## OBJECTIVE
Extract, word for word, every line from the one containing "Write a component" through the one containing "string; checked?: boolean;", with both end lines kept.

## DATA TO USE

%%

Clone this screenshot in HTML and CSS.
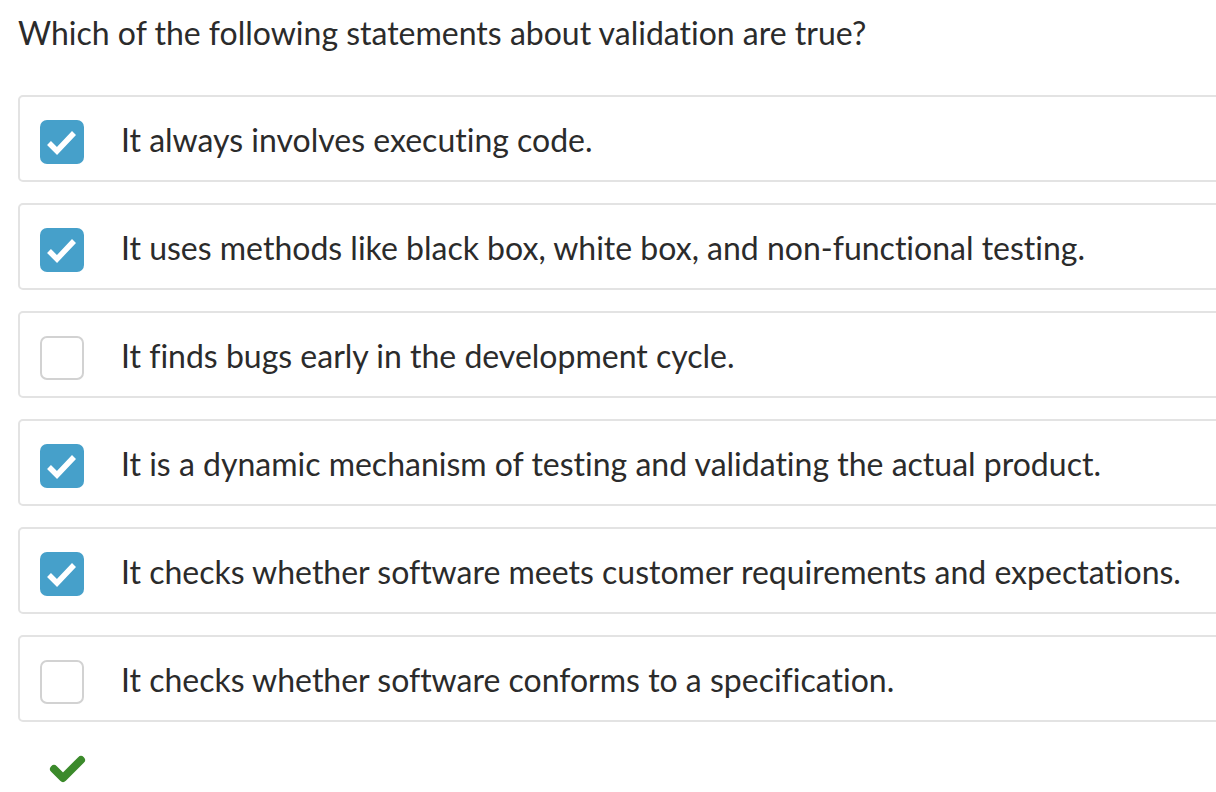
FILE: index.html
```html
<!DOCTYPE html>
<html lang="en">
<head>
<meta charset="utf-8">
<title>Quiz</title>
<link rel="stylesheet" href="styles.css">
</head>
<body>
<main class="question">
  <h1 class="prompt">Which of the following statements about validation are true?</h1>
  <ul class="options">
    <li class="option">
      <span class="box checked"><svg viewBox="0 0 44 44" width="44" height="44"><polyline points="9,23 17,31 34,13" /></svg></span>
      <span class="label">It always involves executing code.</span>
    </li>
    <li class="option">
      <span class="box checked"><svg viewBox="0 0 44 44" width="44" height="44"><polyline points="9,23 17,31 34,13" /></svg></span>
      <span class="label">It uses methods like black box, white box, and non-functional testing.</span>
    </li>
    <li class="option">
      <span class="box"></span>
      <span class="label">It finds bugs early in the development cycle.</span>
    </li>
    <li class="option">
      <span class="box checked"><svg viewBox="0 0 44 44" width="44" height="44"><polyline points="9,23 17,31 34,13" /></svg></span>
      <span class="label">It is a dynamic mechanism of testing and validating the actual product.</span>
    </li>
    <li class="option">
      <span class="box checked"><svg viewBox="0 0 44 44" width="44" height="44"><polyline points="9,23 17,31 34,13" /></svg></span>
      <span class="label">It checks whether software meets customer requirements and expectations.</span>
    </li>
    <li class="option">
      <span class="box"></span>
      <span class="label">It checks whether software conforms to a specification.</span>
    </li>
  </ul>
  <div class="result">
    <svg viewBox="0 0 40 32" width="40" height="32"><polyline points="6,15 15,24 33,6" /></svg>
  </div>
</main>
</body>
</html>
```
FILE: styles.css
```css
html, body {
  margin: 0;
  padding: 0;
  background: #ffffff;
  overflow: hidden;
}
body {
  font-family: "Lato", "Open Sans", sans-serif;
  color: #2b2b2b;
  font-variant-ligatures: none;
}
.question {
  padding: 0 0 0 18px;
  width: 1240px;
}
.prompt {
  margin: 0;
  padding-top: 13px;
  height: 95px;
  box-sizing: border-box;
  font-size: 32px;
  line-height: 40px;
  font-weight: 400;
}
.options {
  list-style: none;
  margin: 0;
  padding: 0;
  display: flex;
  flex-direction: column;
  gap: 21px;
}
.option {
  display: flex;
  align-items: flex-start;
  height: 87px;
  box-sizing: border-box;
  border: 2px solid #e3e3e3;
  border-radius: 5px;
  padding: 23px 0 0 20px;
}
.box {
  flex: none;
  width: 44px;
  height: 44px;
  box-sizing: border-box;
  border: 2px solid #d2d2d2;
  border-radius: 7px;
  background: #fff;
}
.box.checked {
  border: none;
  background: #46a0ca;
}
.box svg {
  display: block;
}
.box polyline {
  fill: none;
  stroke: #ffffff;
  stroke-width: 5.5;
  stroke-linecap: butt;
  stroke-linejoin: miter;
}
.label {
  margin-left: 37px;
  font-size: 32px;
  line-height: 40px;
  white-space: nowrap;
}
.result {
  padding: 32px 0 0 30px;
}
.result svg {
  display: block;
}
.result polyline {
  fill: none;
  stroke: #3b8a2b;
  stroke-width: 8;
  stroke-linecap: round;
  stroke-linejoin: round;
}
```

%%
%%

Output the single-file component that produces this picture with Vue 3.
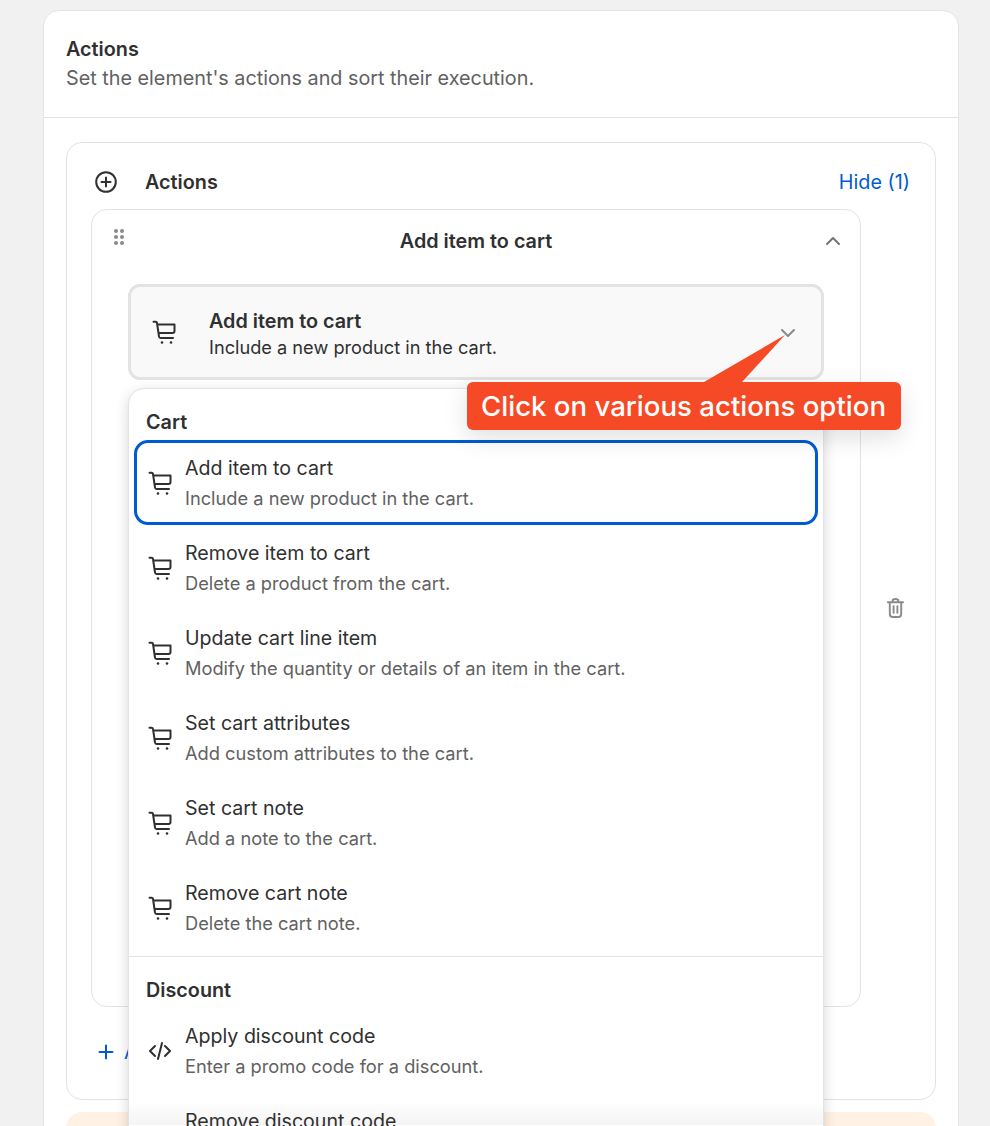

%%
%%

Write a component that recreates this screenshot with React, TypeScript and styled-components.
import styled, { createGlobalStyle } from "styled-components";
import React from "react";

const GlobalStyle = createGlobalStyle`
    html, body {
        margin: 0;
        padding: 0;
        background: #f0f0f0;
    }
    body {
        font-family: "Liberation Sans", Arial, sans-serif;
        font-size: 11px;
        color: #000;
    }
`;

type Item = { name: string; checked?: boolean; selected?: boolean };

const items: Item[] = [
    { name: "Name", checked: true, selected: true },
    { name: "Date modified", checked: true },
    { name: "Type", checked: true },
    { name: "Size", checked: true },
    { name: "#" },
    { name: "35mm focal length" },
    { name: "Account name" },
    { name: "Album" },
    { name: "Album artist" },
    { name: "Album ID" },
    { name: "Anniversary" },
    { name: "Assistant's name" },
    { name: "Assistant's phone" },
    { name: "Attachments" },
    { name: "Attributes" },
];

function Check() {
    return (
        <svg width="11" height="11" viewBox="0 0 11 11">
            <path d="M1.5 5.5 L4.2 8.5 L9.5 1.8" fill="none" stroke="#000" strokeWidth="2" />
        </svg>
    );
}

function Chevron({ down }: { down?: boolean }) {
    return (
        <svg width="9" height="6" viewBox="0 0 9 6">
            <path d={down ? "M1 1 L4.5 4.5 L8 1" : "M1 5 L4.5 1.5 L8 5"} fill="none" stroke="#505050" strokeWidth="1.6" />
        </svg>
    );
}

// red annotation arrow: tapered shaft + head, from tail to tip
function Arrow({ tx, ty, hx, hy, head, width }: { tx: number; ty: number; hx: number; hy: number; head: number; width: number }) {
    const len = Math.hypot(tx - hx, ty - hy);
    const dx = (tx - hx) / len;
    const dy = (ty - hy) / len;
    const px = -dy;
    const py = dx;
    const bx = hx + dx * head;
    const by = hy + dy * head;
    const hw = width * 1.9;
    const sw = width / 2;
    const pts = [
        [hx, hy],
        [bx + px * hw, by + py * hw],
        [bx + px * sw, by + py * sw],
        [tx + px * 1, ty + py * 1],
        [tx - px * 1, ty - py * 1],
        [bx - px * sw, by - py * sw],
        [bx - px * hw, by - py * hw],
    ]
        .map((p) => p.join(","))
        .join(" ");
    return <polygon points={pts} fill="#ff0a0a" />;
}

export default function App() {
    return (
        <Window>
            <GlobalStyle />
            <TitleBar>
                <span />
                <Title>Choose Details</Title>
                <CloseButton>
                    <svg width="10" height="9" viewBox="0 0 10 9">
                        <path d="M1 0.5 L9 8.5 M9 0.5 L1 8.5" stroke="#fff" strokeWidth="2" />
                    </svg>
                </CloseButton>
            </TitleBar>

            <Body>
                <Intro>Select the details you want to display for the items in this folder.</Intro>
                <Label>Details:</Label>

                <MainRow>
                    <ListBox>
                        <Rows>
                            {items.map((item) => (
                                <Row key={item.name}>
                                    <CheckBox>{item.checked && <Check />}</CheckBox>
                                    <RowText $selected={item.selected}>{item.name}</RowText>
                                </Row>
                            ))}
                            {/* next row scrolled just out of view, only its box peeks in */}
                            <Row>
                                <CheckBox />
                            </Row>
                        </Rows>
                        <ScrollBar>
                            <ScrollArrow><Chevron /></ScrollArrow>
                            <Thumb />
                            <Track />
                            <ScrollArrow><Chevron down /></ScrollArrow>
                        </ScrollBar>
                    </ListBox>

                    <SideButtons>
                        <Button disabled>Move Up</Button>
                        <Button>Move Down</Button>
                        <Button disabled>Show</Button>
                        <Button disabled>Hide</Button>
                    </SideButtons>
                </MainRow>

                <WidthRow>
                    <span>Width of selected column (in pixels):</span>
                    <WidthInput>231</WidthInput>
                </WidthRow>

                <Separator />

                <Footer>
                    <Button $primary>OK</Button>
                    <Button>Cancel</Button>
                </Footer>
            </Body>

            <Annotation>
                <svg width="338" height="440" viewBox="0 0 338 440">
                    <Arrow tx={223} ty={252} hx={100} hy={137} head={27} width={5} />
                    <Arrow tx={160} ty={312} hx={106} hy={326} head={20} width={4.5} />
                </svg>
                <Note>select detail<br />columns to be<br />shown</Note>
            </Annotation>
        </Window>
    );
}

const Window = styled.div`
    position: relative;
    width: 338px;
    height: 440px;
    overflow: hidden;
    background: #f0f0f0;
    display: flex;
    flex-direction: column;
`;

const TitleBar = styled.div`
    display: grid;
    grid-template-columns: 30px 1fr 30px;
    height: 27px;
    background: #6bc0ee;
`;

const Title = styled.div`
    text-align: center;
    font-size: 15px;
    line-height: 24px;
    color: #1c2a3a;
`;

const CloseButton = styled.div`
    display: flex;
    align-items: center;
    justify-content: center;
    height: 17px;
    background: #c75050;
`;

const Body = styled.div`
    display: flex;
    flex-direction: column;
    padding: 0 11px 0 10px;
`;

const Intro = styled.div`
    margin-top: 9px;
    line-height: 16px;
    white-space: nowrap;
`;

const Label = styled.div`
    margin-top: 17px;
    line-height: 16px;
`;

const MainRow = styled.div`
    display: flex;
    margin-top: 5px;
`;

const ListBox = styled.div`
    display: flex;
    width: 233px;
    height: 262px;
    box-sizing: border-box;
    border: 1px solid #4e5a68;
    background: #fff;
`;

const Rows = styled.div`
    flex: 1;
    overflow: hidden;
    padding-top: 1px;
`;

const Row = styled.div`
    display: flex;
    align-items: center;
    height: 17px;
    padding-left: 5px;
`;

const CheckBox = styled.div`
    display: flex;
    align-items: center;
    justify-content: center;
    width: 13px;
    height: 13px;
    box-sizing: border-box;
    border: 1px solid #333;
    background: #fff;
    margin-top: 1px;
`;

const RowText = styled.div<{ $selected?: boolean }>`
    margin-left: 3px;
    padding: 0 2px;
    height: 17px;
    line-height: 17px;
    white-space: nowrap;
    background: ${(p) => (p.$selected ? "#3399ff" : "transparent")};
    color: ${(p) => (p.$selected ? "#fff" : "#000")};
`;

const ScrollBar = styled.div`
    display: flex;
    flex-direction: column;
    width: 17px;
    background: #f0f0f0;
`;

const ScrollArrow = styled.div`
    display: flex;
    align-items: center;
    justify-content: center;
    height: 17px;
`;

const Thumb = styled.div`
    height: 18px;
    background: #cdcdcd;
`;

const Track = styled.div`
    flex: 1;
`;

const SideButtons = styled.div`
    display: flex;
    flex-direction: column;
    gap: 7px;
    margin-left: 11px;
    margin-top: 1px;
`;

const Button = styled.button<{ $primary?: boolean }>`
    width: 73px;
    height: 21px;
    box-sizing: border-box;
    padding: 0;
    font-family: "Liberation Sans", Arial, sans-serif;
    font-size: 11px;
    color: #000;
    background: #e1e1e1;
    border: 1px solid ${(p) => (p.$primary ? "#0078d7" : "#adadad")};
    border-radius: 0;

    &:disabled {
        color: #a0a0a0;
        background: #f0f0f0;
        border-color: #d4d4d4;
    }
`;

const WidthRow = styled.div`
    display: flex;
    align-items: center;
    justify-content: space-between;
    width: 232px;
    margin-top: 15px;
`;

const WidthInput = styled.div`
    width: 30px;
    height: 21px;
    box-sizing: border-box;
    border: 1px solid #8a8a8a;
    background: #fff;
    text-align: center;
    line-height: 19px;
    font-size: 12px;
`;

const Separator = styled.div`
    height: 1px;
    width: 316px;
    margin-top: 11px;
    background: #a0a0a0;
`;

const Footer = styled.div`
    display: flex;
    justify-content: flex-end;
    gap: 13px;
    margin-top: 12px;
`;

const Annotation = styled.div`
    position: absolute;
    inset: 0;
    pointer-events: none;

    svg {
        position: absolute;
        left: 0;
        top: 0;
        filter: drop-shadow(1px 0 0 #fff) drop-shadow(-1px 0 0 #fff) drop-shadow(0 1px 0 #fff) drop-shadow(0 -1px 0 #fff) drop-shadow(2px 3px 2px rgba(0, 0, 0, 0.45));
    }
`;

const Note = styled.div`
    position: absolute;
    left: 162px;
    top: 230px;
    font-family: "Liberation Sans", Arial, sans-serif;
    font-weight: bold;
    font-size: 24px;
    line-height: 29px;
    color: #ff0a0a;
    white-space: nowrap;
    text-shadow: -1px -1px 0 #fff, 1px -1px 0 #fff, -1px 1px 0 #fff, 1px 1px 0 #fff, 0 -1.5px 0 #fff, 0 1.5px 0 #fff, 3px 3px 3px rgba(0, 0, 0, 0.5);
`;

%%

## ANSWER TO THE PROBLEM
Write a component that recreates this screenshot with React, TypeScript and styled-components.
import styled, { createGlobalStyle } from "styled-components";
import React from "react";

const GlobalStyle = createGlobalStyle`
    html, body {
        margin: 0;
        padding: 0;
        background: #f0f0f0;
    }
    body {
        font-family: "Liberation Sans", Arial, sans-serif;
        font-size: 11px;
        color: #000;
    }
`;

type Item = { name: string; checked?: boolean; selected?: boolean };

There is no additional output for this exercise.